Amin Azzam | |
Nationality: | American |
Known For: | Clinical officer |
Amin Azzam is an American clinical professor in the department of psychiatry at the University of California School of Medicine. He is also a clinical professor at the University of California, Berkeley, former Associate Director of the UC Berkeley – UCSF Joint Medical Program, and the former Director of the program's "Problem-Based Learning" curriculum,[1] [2] besides being the director of Open Learning Initiatives and Faculty Engagement coordinator at Osmosis by Elsevier.[3] He is known for teaching an elective class for fourth year medical students that consists entirely of editing Wikipedia articles about medical topics.[4] He originally got the idea from one of his students, Michael Turken, in 2012, and was skeptical at first, but later became convinced that it could be a good idea.
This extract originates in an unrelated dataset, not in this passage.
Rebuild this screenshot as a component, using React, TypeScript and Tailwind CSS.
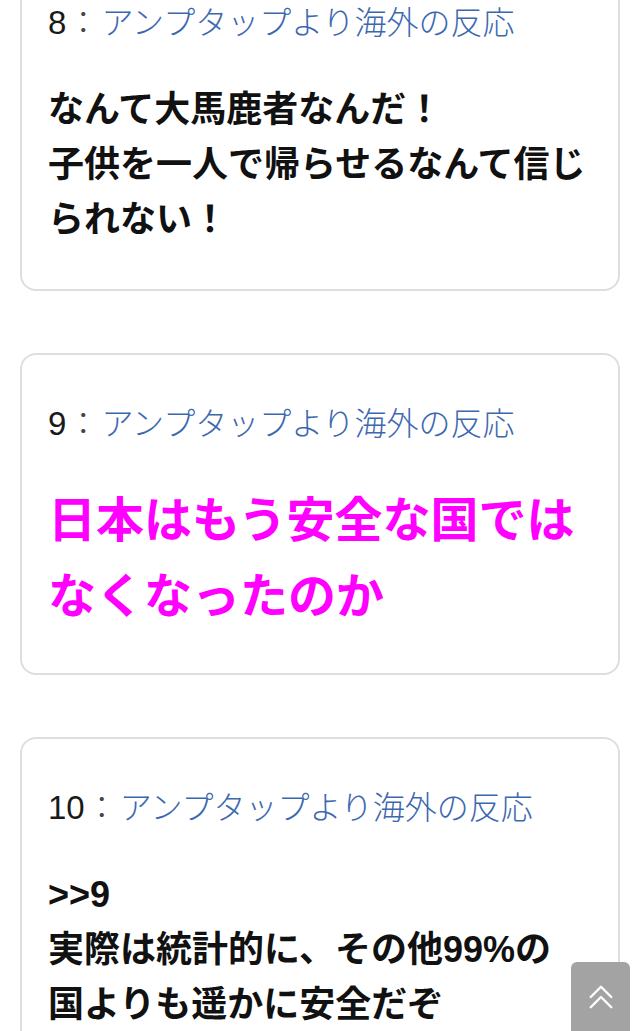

He then developed the class with Turken.[5] [6] He first taught the monthlong course in December 2013.[7] With regard to the class, he has said, "It is part of our social contract with society, as physicians, to be contributing to Wikipedia and other open-access repositories because that is where the world reads about health information.”[6]
Azzam received his undergraduate degree from the University of Rochester and his medical degree from the Medical College of Virginia.[1] He then completed his general adult psychiatry residency at the University of California, San Francisco, followed by a master's degree in education from the University of California, Berkeley.